- [COLLECTED DATA]
§

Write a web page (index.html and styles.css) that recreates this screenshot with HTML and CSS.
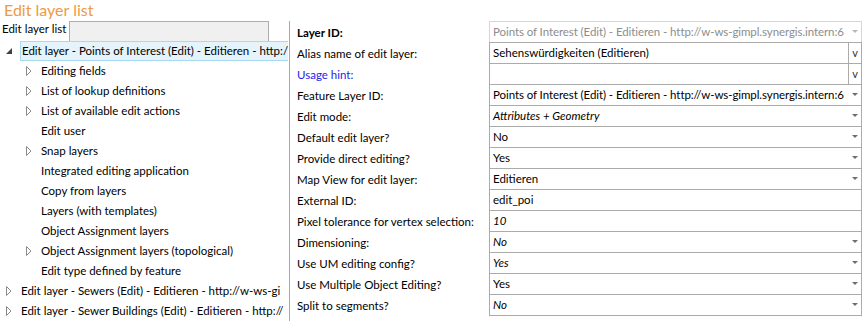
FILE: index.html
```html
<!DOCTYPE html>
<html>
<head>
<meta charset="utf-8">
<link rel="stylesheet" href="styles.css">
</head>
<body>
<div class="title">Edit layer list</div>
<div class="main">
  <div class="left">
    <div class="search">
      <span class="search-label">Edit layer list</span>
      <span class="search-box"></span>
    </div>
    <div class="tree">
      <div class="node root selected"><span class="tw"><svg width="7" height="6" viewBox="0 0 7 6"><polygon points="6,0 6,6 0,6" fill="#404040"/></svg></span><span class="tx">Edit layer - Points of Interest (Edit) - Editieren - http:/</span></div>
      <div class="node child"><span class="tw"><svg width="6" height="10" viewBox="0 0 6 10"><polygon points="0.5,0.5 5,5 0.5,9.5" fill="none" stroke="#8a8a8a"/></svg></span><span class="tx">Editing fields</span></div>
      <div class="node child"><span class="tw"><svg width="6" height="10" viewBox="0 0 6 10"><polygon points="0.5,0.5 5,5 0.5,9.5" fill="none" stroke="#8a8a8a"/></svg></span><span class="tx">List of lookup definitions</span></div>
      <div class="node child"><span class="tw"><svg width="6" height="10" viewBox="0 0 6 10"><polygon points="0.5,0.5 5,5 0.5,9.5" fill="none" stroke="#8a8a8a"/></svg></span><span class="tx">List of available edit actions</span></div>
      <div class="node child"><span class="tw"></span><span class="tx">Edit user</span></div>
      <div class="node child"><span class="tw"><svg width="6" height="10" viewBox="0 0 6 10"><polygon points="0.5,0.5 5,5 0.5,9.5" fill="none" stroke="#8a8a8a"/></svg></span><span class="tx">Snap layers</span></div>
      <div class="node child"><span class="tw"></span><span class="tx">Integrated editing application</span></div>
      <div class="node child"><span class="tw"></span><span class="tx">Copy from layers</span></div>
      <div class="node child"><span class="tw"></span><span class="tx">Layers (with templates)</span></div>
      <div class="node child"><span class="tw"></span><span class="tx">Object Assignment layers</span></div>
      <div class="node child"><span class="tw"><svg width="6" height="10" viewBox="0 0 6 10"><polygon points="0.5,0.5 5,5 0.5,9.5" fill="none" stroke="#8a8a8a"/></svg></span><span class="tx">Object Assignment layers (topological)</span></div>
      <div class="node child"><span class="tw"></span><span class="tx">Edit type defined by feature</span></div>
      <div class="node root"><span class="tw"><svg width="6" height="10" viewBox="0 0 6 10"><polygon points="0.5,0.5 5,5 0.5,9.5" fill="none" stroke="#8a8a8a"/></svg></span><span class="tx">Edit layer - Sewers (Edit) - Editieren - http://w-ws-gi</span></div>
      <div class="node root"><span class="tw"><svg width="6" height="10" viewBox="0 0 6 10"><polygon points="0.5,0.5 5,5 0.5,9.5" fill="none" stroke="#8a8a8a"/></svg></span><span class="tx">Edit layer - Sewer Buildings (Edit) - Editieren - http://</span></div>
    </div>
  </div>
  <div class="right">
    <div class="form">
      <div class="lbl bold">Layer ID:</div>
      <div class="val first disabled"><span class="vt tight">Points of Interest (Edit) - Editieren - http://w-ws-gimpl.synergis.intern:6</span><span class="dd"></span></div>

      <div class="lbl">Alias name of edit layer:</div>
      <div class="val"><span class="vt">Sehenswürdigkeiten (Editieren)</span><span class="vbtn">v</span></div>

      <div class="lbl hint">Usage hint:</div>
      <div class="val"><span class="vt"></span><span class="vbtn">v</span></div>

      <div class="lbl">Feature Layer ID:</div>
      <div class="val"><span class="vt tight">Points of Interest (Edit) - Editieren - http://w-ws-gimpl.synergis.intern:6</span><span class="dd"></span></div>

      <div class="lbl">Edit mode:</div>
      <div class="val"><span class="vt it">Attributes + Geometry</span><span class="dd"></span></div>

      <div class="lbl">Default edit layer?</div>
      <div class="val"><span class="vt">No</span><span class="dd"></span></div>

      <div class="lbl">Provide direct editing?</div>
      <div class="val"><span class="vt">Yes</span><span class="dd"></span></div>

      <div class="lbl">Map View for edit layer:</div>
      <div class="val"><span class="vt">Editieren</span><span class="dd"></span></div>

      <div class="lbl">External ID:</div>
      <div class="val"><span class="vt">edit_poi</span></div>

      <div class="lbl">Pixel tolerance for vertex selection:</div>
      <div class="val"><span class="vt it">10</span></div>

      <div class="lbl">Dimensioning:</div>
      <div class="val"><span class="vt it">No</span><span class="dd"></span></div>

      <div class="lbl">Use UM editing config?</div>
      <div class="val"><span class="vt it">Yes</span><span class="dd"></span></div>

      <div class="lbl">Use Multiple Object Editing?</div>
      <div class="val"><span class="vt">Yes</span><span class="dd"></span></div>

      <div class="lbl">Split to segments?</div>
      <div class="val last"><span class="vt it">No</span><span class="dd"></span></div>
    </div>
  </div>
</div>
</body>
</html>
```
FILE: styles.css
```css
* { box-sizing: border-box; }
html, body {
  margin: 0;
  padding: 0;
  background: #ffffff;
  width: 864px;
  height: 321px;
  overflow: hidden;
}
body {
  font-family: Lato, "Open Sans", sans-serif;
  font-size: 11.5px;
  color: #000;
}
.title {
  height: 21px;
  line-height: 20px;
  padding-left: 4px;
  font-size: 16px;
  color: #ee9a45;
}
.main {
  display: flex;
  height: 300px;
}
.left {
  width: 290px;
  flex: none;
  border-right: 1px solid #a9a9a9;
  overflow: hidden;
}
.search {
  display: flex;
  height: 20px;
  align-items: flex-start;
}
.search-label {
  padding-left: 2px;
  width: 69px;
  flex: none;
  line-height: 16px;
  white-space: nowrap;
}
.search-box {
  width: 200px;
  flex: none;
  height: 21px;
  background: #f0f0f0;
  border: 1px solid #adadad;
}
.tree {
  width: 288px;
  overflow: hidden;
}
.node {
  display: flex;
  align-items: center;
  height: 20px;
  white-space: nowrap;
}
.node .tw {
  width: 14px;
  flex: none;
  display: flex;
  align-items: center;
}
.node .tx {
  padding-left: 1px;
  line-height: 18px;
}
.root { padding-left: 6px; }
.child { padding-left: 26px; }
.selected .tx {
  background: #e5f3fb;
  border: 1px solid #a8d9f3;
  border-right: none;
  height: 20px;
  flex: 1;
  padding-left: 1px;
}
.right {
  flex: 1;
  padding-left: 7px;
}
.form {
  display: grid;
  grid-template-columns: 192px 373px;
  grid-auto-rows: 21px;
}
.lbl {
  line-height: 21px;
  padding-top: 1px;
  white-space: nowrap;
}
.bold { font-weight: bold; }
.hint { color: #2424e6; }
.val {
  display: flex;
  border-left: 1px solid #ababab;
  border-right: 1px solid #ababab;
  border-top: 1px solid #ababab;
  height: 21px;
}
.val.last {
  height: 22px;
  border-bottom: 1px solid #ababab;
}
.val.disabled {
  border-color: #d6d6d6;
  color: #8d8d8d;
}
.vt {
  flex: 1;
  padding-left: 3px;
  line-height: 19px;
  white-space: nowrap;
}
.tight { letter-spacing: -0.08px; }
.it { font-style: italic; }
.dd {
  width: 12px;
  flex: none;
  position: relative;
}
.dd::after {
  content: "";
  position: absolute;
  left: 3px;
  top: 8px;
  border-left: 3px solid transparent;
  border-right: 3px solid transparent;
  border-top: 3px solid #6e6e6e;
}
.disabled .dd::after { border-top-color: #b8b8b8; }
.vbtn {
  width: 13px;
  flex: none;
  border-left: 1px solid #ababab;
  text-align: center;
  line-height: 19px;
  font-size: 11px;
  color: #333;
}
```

§

From the material above, reproduce everything verbatim except the pictures.

- [RESPONSE FOR THIS EXERCISE]
Write a web page (index.html and styles.css) that recreates this screenshot with HTML and CSS.
FILE: index.html
```html
<!DOCTYPE html>
<html>
<head>
<meta charset="utf-8">
<link rel="stylesheet" href="styles.css">
</head>
<body>
<div class="title">Edit layer list</div>
<div class="main">
  <div class="left">
    <div class="search">
      <span class="search-label">Edit layer list</span>
      <span class="search-box"></span>
    </div>
    <div class="tree">
      <div class="node root selected"><span class="tw"><svg width="7" height="6" viewBox="0 0 7 6"><polygon points="6,0 6,6 0,6" fill="#404040"/></svg></span><span class="tx">Edit layer - Points of Interest (Edit) - Editieren - http:/</span></div>
      <div class="node child"><span class="tw"><svg width="6" height="10" viewBox="0 0 6 10"><polygon points="0.5,0.5 5,5 0.5,9.5" fill="none" stroke="#8a8a8a"/></svg></span><span class="tx">Editing fields</span></div>
      <div class="node child"><span class="tw"><svg width="6" height="10" viewBox="0 0 6 10"><polygon points="0.5,0.5 5,5 0.5,9.5" fill="none" stroke="#8a8a8a"/></svg></span><span class="tx">List of lookup definitions</span></div>
      <div class="node child"><span class="tw"><svg width="6" height="10" viewBox="0 0 6 10"><polygon points="0.5,0.5 5,5 0.5,9.5" fill="none" stroke="#8a8a8a"/></svg></span><span class="tx">List of available edit actions</span></div>
      <div class="node child"><span class="tw"></span><span class="tx">Edit user</span></div>
      <div class="node child"><span class="tw"><svg width="6" height="10" viewBox="0 0 6 10"><polygon points="0.5,0.5 5,5 0.5,9.5" fill="none" stroke="#8a8a8a"/></svg></span><span class="tx">Snap layers</span></div>
      <div class="node child"><span class="tw"></span><span class="tx">Integrated editing application</span></div>
      <div class="node child"><span class="tw"></span><span class="tx">Copy from layers</span></div>
      <div class="node child"><span class="tw"></span><span class="tx">Layers (with templates)</span></div>
      <div class="node child"><span class="tw"></span><span class="tx">Object Assignment layers</span></div>
      <div class="node child"><span class="tw"><svg width="6" height="10" viewBox="0 0 6 10"><polygon points="0.5,0.5 5,5 0.5,9.5" fill="none" stroke="#8a8a8a"/></svg></span><span class="tx">Object Assignment layers (topological)</span></div>
      <div class="node child"><span class="tw"></span><span class="tx">Edit type defined by feature</span></div>
      <div class="node root"><span class="tw"><svg width="6" height="10" viewBox="0 0 6 10"><polygon points="0.5,0.5 5,5 0.5,9.5" fill="none" stroke="#8a8a8a"/></svg></span><span class="tx">Edit layer - Sewers (Edit) - Editieren - http://w-ws-gi</span></div>
      <div class="node root"><span class="tw"><svg width="6" height="10" viewBox="0 0 6 10"><polygon points="0.5,0.5 5,5 0.5,9.5" fill="none" stroke="#8a8a8a"/></svg></span><span class="tx">Edit layer - Sewer Buildings (Edit) - Editieren - http://</span></div>
    </div>
  </div>
  <div class="right">
    <div class="form">
      <div class="lbl bold">Layer ID:</div>
      <div class="val first disabled"><span class="vt tight">Points of Interest (Edit) - Editieren - http://w-ws-gimpl.synergis.intern:6</span><span class="dd"></span></div>

      <div class="lbl">Alias name of edit layer:</div>
      <div class="val"><span class="vt">Sehenswürdigkeiten (Editieren)</span><span class="vbtn">v</span></div>

      <div class="lbl hint">Usage hint:</div>
      <div class="val"><span class="vt"></span><span class="vbtn">v</span></div>

      <div class="lbl">Feature Layer ID:</div>
      <div class="val"><span class="vt tight">Points of Interest (Edit) - Editieren - http://w-ws-gimpl.synergis.intern:6</span><span class="dd"></span></div>

      <div class="lbl">Edit mode:</div>
      <div class="val"><span class="vt it">Attributes + Geometry</span><span class="dd"></span></div>

      <div class="lbl">Default edit layer?</div>
      <div class="val"><span class="vt">No</span><span class="dd"></span></div>

      <div class="lbl">Provide direct editing?</div>
      <div class="val"><span class="vt">Yes</span><span class="dd"></span></div>

      <div class="lbl">Map View for edit layer:</div>
      <div class="val"><span class="vt">Editieren</span><span class="dd"></span></div>

      <div class="lbl">External ID:</div>
      <div class="val"><span class="vt">edit_poi</span></div>

      <div class="lbl">Pixel tolerance for vertex selection:</div>
      <div class="val"><span class="vt it">10</span></div>

      <div class="lbl">Dimensioning:</div>
      <div class="val"><span class="vt it">No</span><span class="dd"></span></div>

      <div class="lbl">Use UM editing config?</div>
      <div class="val"><span class="vt it">Yes</span><span class="dd"></span></div>

      <div class="lbl">Use Multiple Object Editing?</div>
      <div class="val"><span class="vt">Yes</span><span class="dd"></span></div>

      <div class="lbl">Split to segments?</div>
      <div class="val last"><span class="vt it">No</span><span class="dd"></span></div>
    </div>
  </div>
</div>
</body>
</html>
```
FILE: styles.css
```css
* { box-sizing: border-box; }
html, body {
  margin: 0;
  padding: 0;
  background: #ffffff;
  width: 864px;
  height: 321px;
  overflow: hidden;
}
body {
  font-family: Lato, "Open Sans", sans-serif;
  font-size: 11.5px;
  color: #000;
}
.title {
  height: 21px;
  line-height: 20px;
  padding-left: 4px;
  font-size: 16px;
  color: #ee9a45;
}
.main {
  display: flex;
  height: 300px;
}
.left {
  width: 290px;
  flex: none;
  border-right: 1px solid #a9a9a9;
  overflow: hidden;
}
.search {
  display: flex;
  height: 20px;
  align-items: flex-start;
}
.search-label {
  padding-left: 2px;
  width: 69px;
  flex: none;
  line-height: 16px;
  white-space: nowrap;
}
.search-box {
  width: 200px;
  flex: none;
  height: 21px;
  background: #f0f0f0;
  border: 1px solid #adadad;
}
.tree {
  width: 288px;
  overflow: hidden;
}
.node {
  display: flex;
  align-items: center;
  height: 20px;
  white-space: nowrap;
}
.node .tw {
  width: 14px;
  flex: none;
  display: flex;
  align-items: center;
}
.node .tx {
  padding-left: 1px;
  line-height: 18px;
}
.root { padding-left: 6px; }
.child { padding-left: 26px; }
.selected .tx {
  background: #e5f3fb;
  border: 1px solid #a8d9f3;
  border-right: none;
  height: 20px;
  flex: 1;
  padding-left: 1px;
}
.right {
  flex: 1;
  padding-left: 7px;
}
.form {
  display: grid;
  grid-template-columns: 192px 373px;
  grid-auto-rows: 21px;
}
.lbl {
  line-height: 21px;
  padding-top: 1px;
  white-space: nowrap;
}
.bold { font-weight: bold; }
.hint { color: #2424e6; }
.val {
  display: flex;
  border-left: 1px solid #ababab;
  border-right: 1px solid #ababab;
  border-top: 1px solid #ababab;
  height: 21px;
}
.val.last {
  height: 22px;
  border-bottom: 1px solid #ababab;
}
.val.disabled {
  border-color: #d6d6d6;
  color: #8d8d8d;
}
.vt {
  flex: 1;
  padding-left: 3px;
  line-height: 19px;
  white-space: nowrap;
}
.tight { letter-spacing: -0.08px; }
.it { font-style: italic; }
.dd {
  width: 12px;
  flex: none;
  position: relative;
}
.dd::after {
  content: "";
  position: absolute;
  left: 3px;
  top: 8px;
  border-left: 3px solid transparent;
  border-right: 3px solid transparent;
  border-top: 3px solid #6e6e6e;
}
.disabled .dd::after { border-top-color: #b8b8b8; }
.vbtn {
  width: 13px;
  flex: none;
  border-left: 1px solid #ababab;
  text-align: center;
  line-height: 19px;
  font-size: 11px;
  color: #333;
}
```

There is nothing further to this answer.